▶ **What this task involves**
From the listing below, pick out each line with the word "React".
--- Start Given material ---
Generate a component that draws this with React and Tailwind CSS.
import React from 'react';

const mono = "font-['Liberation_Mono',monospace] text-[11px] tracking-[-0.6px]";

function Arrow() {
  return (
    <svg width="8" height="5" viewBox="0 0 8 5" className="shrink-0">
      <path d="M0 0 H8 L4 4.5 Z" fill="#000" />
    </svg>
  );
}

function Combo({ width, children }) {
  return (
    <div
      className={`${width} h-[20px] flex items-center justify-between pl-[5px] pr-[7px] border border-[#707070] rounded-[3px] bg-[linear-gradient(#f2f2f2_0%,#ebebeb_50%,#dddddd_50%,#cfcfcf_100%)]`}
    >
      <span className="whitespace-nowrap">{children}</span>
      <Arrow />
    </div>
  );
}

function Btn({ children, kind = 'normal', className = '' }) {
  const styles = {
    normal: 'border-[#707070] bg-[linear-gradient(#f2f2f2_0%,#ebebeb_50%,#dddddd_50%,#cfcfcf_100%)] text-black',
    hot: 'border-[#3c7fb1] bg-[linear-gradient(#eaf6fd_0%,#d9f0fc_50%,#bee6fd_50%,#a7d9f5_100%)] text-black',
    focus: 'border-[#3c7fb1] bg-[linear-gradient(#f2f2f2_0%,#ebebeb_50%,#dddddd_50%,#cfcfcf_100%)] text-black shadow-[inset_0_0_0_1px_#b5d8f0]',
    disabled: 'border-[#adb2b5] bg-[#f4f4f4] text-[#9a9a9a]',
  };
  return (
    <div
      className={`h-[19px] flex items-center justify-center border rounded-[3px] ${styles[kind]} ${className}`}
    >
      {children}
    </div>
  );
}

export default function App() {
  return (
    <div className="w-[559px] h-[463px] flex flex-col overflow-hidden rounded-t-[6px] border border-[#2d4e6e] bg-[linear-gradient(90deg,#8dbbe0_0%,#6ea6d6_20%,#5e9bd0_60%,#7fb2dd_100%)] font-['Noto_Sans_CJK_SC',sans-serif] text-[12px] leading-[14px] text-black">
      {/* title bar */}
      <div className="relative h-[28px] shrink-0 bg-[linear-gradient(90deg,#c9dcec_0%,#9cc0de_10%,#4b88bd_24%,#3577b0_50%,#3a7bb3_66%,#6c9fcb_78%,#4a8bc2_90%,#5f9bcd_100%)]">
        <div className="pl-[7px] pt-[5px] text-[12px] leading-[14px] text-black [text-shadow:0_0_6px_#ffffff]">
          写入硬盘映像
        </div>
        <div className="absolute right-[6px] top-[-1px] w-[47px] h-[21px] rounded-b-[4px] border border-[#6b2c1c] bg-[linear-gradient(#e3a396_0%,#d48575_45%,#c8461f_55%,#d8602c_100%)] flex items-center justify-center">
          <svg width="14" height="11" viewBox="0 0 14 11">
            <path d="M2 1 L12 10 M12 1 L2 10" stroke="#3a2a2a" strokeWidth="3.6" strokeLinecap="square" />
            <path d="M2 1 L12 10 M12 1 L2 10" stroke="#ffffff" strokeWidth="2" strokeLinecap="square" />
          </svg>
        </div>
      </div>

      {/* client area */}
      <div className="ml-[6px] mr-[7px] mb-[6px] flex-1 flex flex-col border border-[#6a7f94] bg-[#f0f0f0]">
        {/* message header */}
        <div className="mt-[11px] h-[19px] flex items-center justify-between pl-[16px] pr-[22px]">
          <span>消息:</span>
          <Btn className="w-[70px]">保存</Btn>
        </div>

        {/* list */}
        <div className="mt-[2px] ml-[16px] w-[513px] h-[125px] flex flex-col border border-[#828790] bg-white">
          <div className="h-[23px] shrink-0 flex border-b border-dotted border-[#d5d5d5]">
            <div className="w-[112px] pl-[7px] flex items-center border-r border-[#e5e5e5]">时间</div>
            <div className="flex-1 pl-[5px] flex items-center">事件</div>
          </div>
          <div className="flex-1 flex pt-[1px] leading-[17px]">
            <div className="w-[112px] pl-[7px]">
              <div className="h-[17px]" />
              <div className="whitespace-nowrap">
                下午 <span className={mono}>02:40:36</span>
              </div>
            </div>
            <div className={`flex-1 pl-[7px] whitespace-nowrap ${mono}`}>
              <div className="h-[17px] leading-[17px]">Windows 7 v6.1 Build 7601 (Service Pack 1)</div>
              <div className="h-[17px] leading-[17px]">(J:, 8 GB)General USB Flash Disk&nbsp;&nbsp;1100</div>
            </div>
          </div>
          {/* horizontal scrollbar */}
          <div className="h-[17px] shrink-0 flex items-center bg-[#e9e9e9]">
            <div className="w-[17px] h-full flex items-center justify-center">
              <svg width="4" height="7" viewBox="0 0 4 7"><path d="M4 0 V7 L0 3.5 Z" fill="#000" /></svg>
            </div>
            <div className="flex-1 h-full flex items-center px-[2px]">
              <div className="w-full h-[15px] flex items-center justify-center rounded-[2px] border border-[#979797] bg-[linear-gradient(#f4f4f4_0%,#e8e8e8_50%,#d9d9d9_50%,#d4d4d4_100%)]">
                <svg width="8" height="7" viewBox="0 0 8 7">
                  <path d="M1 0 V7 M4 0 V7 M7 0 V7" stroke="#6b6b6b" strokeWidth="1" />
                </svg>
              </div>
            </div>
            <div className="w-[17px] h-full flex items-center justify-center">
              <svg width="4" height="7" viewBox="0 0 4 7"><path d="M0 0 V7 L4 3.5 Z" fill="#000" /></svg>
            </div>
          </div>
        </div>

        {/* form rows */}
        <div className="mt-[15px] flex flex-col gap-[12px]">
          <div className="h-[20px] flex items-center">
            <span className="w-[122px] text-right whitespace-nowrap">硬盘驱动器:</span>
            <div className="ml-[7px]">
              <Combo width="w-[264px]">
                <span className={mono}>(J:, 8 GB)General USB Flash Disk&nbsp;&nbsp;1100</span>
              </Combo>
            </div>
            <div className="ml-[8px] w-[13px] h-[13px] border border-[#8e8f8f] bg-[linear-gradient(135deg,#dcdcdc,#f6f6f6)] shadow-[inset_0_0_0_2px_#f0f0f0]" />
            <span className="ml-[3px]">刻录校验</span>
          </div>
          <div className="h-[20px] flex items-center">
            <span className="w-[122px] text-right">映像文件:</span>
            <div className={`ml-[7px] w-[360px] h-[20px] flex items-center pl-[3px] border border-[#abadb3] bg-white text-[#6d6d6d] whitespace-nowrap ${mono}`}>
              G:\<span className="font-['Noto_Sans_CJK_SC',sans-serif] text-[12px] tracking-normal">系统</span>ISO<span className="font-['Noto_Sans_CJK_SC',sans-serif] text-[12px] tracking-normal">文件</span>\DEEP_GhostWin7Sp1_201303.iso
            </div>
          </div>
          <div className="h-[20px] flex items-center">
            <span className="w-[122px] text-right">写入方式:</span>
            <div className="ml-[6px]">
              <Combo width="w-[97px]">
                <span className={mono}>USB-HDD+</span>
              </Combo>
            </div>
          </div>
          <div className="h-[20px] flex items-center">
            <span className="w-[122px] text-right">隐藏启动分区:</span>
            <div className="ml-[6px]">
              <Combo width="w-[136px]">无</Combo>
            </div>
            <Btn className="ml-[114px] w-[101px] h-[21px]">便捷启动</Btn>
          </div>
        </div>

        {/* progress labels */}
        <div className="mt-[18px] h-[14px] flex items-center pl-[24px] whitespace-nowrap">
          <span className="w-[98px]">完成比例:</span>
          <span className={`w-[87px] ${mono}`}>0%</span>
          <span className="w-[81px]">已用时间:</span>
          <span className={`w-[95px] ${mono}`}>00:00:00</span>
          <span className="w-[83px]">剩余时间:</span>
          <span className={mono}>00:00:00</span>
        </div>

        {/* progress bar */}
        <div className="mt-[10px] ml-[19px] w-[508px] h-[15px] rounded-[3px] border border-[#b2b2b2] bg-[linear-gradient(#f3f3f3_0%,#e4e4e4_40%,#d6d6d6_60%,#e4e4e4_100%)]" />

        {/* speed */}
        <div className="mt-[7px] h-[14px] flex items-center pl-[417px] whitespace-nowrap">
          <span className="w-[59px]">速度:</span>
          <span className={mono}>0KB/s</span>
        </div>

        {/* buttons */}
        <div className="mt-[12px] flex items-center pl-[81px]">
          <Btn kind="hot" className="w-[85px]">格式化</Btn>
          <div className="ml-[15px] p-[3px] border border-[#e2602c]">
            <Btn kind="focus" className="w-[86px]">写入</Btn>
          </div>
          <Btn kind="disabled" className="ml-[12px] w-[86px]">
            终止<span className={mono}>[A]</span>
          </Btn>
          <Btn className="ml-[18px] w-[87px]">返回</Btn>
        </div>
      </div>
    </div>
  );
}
--- End Given material ---
▶ **Exercise response**
Generate a component that draws this with React and Tailwind CSS.
import React from 'react';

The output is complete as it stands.